━━━━━ Supplied information ━━━━━

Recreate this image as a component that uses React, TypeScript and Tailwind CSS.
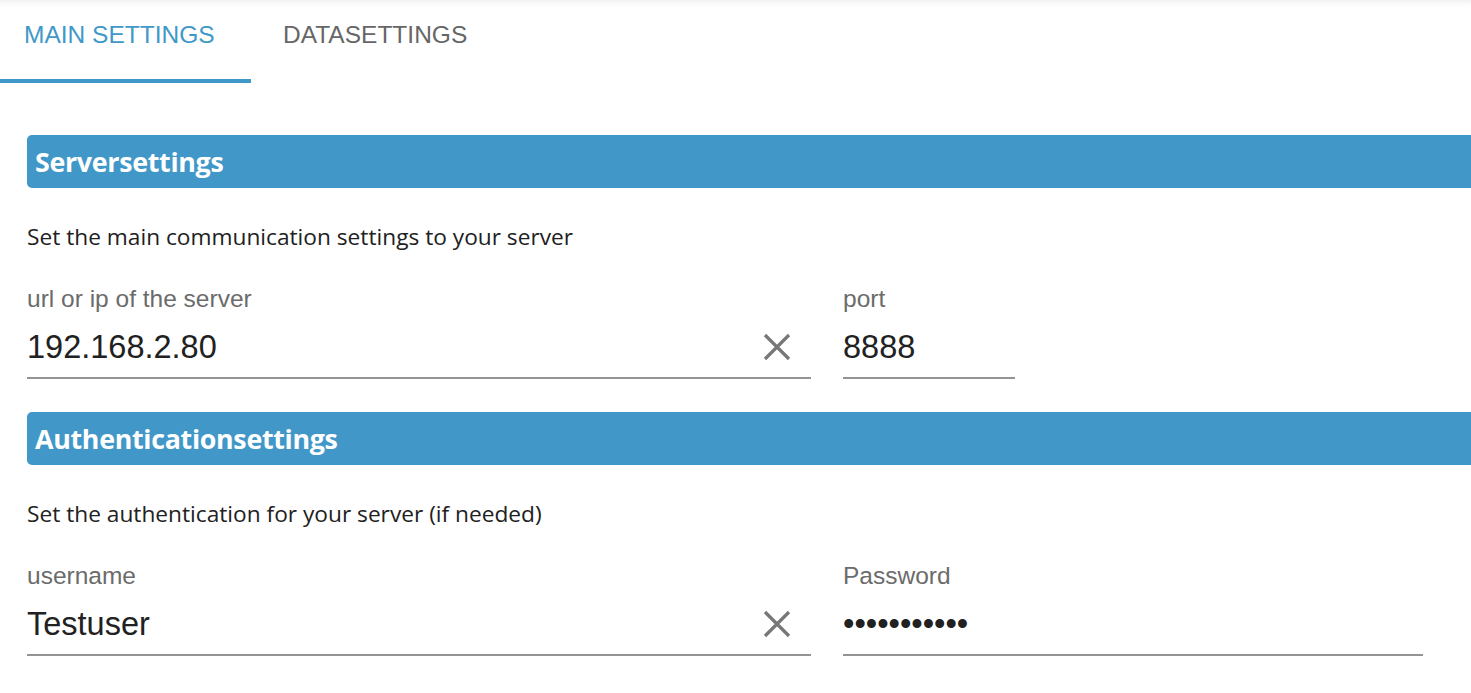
import { useState } from "react"

const blue = "bg-[#4198c8]"

function SectionHeader({ title }: { title: string }) {
  return (
    <div className={`${blue} h-[53px] rounded-l-[5px] flex items-center pl-[8px] pt-[2px]`}>
      <h2 className="text-white font-bold text-[26.8px] font-['Open_Sans',sans-serif] tracking-[-0.3px]">{title}</h2>
    </div>
  )
}

function ClearIcon() {
  return (
    <svg width="28" height="28" viewBox="0 0 28 28" className="shrink-0">
      <path d="M2 2 L26 26 M26 2 L2 26" stroke="#777777" strokeWidth="3.2" fill="none" />
    </svg>
  )
}

function Field({
  label,
  value,
  width,
  clearable = false,
  password = false,
}: {
  label: string
  value: string
  width: string
  clearable?: boolean
  password?: boolean
}) {
  return (
    <div className={`${width} flex flex-col`}>
      <label className="h-[24px] leading-[24px] text-[24.5px] text-[#6b6b6b]">{label}</label>
      <div className="h-[68px] pt-[6px] flex items-center justify-between border-b-2 border-[#949494]">
        <span className="text-[32.5px] text-[#212121]">
          {password ? "•".repeat(value.length) : value}
        </span>
        {clearable && (
          <span className="mr-[20px] flex items-center">
            <ClearIcon />
          </span>
        )}
      </div>
    </div>
  )
}

export default function App() {
  const [tab, setTab] = useState(0)

  return (
    <div className="w-[1471px] h-[693px] overflow-hidden bg-white font-['Liberation_Sans',Arial,sans-serif]">
      {/* Tabs */}
      <div className="flex h-[83px] shadow-[inset_0_7px_6px_-5px_rgba(0,0,0,0.07)]">
        <button
          onClick={() => setTab(0)}
          className={`w-[251px] text-left text-[24.5px] h-full flex flex-col ${tab === 0 ? "text-[#4198c8]" : "text-[#666666]"}`}
        >
          <span className="flex-1 flex items-center pl-[24px] pb-[9px]">MAIN SETTINGS</span>
          <span className={`h-[4px] w-full ${tab === 0 ? blue : "bg-transparent"}`} />
        </button>
        <button
          onClick={() => setTab(1)}
          className={`text-left text-[24.5px] h-full flex flex-col ${tab === 1 ? "text-[#4198c8]" : "text-[#666666]"}`}
        >
          <span className="flex-1 flex items-center px-[32px] pb-[9px]">DATASETTINGS</span>
          <span className={`h-[4px] w-full ${tab === 1 ? blue : "bg-transparent"}`} />
        </button>
      </div>

      {/* Content */}
      <div className="pl-[27px] pt-[52px]">
        <SectionHeader title="Serversettings" />
        <p className="mt-[35px] h-[28px] leading-[28px] text-[22.7px] text-[#212121] font-['Open_Sans',sans-serif]">
          Set the main communication settings to your server
        </p>
        <div className="mt-[36px] flex gap-[32px]">
          <Field label="url or ip of the server" value="192.168.2.80" width="w-[784px]" clearable />
          <Field label="port" value="8888" width="w-[172px]" />
        </div>

        <div className="mt-[33px]">
          <SectionHeader title="Authenticationsettings" />
        </div>
        <p className="mt-[35px] h-[28px] leading-[28px] text-[22.7px] text-[#212121] font-['Open_Sans',sans-serif]">
          Set the authentication for your server (if needed)
        </p>
        <div className="mt-[36px] flex gap-[32px]">
          <Field label="username" value="Testuser" width="w-[784px]" clearable />
          <Field label="Password" value="secretpass1" width="w-[580px]" password />
        </div>
      </div>
    </div>
  )
}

━━━━━

What the task requires: Write out again every line above exactly as given; the pictures do not belong in the copy.

Correct response:
Recreate this image as a component that uses React, TypeScript and Tailwind CSS.
import { useState } from "react"

const blue = "bg-[#4198c8]"

function SectionHeader({ title }: { title: string }) {
  return (
    <div className={`${blue} h-[53px] rounded-l-[5px] flex items-center pl-[8px] pt-[2px]`}>
      <h2 className="text-white font-bold text-[26.8px] font-['Open_Sans',sans-serif] tracking-[-0.3px]">{title}</h2>
    </div>
  )
}

function ClearIcon() {
  return (
    <svg width="28" height="28" viewBox="0 0 28 28" className="shrink-0">
      <path d="M2 2 L26 26 M26 2 L2 26" stroke="#777777" strokeWidth="3.2" fill="none" />
    </svg>
  )
}

function Field({
  label,
  value,
  width,
  clearable = false,
  password = false,
}: {
  label: string
  value: string
  width: string
  clearable?: boolean
  password?: boolean
}) {
  return (
    <div className={`${width} flex flex-col`}>
      <label className="h-[24px] leading-[24px] text-[24.5px] text-[#6b6b6b]">{label}</label>
      <div className="h-[68px] pt-[6px] flex items-center justify-between border-b-2 border-[#949494]">
        <span className="text-[32.5px] text-[#212121]">
          {password ? "•".repeat(value.length) : value}
        </span>
        {clearable && (
          <span className="mr-[20px] flex items-center">
            <ClearIcon />
          </span>
        )}
      </div>
    </div>
  )
}

export default function App() {
  const [tab, setTab] = useState(0)

  return (
    <div className="w-[1471px] h-[693px] overflow-hidden bg-white font-['Liberation_Sans',Arial,sans-serif]">
      {/* Tabs */}
      <div className="flex h-[83px] shadow-[inset_0_7px_6px_-5px_rgba(0,0,0,0.07)]">
        <button
          onClick={() => setTab(0)}
          className={`w-[251px] text-left text-[24.5px] h-full flex flex-col ${tab === 0 ? "text-[#4198c8]" : "text-[#666666]"}`}
        >
          <span className="flex-1 flex items-center pl-[24px] pb-[9px]">MAIN SETTINGS</span>
          <span className={`h-[4px] w-full ${tab === 0 ? blue : "bg-transparent"}`} />
        </button>
        <button
          onClick={() => setTab(1)}
          className={`text-left text-[24.5px] h-full flex flex-col ${tab === 1 ? "text-[#4198c8]" : "text-[#666666]"}`}
        >
          <span className="flex-1 flex items-center px-[32px] pb-[9px]">DATASETTINGS</span>
          <span className={`h-[4px] w-full ${tab === 1 ? blue : "bg-transparent"}`} />
        </button>
      </div>

      {/* Content */}
      <div className="pl-[27px] pt-[52px]">
        <SectionHeader title="Serversettings" />
        <p className="mt-[35px] h-[28px] leading-[28px] text-[22.7px] text-[#212121] font-['Open_Sans',sans-serif]">
          Set the main communication settings to your server
        </p>
        <div className="mt-[36px] flex gap-[32px]">
          <Field label="url or ip of the server" value="192.168.2.80" width="w-[784px]" clearable />
          <Field label="port" value="8888" width="w-[172px]" />
        </div>

        <div className="mt-[33px]">
          <SectionHeader title="Authenticationsettings" />
        </div>
        <p className="mt-[35px] h-[28px] leading-[28px] text-[22.7px] text-[#212121] font-['Open_Sans',sans-serif]">
          Set the authentication for your server (if needed)
        </p>
        <div className="mt-[36px] flex gap-[32px]">
          <Field label="username" value="Testuser" width="w-[784px]" clearable />
          <Field label="Password" value="secretpass1" width="w-[580px]" password />
        </div>
      </div>
    </div>
  )
}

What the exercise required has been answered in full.